PROBLEM TO SOLVE: Count, in the entries, the lines with "screenshot". Answer with the number only.

Data records:
START

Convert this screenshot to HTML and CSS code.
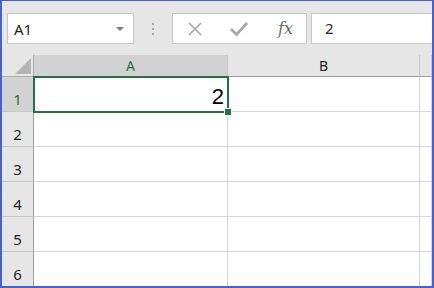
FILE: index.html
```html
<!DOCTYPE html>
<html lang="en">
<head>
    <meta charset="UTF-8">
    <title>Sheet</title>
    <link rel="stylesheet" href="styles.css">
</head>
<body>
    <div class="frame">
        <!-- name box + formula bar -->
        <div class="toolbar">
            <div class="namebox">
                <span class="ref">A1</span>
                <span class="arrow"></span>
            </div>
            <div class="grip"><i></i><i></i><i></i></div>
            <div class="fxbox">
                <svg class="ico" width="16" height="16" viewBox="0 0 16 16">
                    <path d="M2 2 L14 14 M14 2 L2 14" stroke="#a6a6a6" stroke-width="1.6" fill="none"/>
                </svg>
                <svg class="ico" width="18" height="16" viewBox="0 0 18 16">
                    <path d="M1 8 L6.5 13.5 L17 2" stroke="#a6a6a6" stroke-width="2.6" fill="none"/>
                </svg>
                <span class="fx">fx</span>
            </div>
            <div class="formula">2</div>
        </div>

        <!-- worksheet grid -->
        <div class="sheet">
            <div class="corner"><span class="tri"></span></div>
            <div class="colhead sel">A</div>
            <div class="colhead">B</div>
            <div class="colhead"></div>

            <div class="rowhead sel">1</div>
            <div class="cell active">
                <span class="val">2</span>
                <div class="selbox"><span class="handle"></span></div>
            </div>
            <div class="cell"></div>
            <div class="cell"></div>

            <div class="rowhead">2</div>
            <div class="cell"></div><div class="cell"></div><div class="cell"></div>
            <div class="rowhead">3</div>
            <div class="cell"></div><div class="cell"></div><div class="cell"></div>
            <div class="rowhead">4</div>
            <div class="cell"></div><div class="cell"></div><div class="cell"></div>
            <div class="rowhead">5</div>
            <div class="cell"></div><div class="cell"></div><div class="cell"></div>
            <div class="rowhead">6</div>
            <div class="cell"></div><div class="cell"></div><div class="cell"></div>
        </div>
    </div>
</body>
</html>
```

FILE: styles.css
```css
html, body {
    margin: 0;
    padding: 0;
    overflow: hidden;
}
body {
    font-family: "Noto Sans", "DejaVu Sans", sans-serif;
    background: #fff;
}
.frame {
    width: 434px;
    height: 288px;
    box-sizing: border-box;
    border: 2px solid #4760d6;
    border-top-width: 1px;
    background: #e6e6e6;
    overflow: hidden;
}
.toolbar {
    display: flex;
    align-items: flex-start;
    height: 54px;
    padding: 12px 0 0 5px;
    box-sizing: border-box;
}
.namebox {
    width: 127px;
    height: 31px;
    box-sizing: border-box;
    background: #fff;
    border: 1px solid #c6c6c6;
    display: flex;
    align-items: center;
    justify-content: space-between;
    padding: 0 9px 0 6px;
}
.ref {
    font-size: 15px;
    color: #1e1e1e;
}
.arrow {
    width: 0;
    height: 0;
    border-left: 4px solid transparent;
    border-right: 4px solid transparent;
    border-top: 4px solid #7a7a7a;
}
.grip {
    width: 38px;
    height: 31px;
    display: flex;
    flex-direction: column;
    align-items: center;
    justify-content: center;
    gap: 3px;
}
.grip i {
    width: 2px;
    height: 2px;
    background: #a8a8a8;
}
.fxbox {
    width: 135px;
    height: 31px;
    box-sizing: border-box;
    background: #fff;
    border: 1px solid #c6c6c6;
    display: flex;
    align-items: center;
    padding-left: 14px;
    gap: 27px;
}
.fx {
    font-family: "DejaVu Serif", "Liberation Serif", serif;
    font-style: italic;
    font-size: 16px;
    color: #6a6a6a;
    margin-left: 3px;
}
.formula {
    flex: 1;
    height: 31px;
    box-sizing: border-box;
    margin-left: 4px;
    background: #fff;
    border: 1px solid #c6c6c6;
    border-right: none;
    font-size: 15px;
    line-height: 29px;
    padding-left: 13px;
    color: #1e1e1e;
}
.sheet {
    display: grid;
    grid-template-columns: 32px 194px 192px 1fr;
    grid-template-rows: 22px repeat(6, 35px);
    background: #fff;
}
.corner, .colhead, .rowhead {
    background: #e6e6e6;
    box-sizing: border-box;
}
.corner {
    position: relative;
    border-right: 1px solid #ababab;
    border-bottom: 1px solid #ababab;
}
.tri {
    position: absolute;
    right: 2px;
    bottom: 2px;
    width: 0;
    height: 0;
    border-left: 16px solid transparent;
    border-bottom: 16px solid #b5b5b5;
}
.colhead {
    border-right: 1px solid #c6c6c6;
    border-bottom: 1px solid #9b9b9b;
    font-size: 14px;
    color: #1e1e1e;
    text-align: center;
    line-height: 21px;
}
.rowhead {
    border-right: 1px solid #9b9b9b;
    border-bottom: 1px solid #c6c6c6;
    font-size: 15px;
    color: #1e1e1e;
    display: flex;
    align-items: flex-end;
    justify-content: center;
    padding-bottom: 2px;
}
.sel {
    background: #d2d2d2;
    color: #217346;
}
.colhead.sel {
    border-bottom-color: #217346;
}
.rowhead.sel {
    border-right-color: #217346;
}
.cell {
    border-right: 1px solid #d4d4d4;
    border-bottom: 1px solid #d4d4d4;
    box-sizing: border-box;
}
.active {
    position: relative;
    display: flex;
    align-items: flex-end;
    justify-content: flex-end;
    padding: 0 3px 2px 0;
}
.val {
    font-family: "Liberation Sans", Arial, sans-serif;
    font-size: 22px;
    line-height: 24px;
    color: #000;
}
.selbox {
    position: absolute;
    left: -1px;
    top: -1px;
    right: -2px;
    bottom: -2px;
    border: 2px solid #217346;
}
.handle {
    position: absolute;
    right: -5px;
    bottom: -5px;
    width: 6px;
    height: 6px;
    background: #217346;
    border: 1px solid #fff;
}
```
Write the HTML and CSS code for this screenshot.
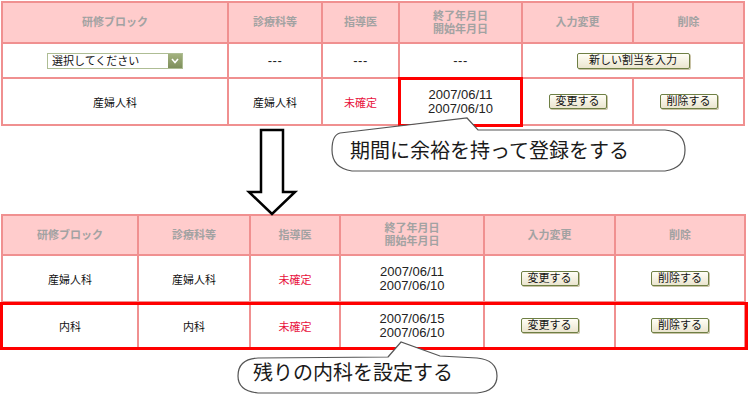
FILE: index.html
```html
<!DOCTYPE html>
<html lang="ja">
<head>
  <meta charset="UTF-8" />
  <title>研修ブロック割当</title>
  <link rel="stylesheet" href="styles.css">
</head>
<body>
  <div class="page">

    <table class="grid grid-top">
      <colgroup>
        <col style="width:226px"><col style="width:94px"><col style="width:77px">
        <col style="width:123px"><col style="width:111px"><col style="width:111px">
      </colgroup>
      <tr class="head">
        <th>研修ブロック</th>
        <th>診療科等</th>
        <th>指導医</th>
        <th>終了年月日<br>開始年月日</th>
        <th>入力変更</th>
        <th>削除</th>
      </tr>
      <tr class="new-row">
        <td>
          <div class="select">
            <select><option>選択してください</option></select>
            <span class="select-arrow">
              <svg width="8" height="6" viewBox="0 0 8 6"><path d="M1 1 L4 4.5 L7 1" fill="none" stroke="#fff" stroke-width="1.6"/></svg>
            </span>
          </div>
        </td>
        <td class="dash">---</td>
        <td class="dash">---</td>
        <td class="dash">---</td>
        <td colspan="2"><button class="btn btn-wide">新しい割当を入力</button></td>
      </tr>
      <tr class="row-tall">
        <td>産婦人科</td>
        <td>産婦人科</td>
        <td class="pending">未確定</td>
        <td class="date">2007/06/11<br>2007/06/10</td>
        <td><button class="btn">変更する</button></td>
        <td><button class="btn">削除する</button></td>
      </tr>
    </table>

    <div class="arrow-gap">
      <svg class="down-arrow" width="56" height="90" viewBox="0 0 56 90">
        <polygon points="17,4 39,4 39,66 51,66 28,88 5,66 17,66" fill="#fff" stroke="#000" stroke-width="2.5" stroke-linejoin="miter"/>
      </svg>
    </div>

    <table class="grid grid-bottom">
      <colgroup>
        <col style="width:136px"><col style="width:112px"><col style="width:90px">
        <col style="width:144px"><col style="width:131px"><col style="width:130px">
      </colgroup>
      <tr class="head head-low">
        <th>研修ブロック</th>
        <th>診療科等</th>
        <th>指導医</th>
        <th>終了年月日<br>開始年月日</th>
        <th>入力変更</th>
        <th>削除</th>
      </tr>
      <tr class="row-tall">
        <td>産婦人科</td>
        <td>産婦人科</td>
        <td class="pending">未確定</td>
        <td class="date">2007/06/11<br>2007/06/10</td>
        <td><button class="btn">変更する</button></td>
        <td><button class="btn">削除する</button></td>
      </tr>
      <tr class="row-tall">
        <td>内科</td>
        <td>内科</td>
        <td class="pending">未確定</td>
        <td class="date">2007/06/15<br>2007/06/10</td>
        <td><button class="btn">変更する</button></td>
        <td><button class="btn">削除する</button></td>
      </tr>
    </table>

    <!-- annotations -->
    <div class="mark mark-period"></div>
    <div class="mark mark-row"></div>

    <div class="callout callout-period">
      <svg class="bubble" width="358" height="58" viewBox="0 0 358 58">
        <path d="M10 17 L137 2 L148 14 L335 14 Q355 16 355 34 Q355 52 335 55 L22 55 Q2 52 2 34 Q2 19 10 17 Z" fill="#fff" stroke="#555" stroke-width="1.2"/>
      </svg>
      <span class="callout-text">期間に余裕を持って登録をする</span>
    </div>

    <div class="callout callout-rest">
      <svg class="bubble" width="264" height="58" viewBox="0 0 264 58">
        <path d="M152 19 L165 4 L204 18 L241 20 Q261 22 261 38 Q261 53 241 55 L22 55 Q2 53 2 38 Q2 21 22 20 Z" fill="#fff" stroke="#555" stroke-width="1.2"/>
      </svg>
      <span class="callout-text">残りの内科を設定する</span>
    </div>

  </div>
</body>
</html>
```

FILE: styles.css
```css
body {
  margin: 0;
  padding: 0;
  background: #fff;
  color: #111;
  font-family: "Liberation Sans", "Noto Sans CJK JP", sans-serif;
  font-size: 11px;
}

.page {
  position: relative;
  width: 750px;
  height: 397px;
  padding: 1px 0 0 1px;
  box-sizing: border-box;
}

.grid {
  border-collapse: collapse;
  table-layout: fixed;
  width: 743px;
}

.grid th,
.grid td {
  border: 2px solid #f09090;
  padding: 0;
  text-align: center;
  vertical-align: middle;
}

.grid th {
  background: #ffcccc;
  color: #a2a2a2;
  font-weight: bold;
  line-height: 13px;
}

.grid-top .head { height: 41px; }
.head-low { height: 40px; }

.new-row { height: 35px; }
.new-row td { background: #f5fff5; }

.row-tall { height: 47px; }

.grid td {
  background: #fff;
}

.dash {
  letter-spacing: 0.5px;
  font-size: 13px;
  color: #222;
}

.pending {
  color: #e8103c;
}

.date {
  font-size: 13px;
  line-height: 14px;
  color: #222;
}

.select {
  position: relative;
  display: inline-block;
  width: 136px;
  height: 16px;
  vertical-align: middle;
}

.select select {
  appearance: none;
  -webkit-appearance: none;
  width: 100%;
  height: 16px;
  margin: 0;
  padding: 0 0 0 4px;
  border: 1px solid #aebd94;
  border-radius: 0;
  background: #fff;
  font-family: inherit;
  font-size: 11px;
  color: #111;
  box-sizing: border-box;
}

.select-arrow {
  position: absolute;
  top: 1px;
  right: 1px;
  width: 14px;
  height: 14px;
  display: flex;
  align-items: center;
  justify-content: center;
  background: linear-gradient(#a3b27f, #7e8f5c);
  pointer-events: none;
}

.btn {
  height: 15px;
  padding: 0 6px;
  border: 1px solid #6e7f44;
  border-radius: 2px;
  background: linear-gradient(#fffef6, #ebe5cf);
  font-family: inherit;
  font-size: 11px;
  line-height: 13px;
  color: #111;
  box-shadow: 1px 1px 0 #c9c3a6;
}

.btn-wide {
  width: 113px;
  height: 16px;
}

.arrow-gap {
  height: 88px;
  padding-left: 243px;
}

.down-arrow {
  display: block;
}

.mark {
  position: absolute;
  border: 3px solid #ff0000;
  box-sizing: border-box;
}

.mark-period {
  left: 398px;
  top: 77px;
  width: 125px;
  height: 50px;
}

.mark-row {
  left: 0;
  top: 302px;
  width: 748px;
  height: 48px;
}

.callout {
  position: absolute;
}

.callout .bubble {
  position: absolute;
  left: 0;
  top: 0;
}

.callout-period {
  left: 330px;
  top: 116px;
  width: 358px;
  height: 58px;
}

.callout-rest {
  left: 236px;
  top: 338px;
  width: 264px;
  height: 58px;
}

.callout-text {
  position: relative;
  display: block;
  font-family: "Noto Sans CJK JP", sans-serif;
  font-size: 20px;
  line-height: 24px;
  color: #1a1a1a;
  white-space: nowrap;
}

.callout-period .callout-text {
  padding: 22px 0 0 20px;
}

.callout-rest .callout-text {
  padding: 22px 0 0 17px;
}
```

END

SOLUTION FOR THIS TASK: 2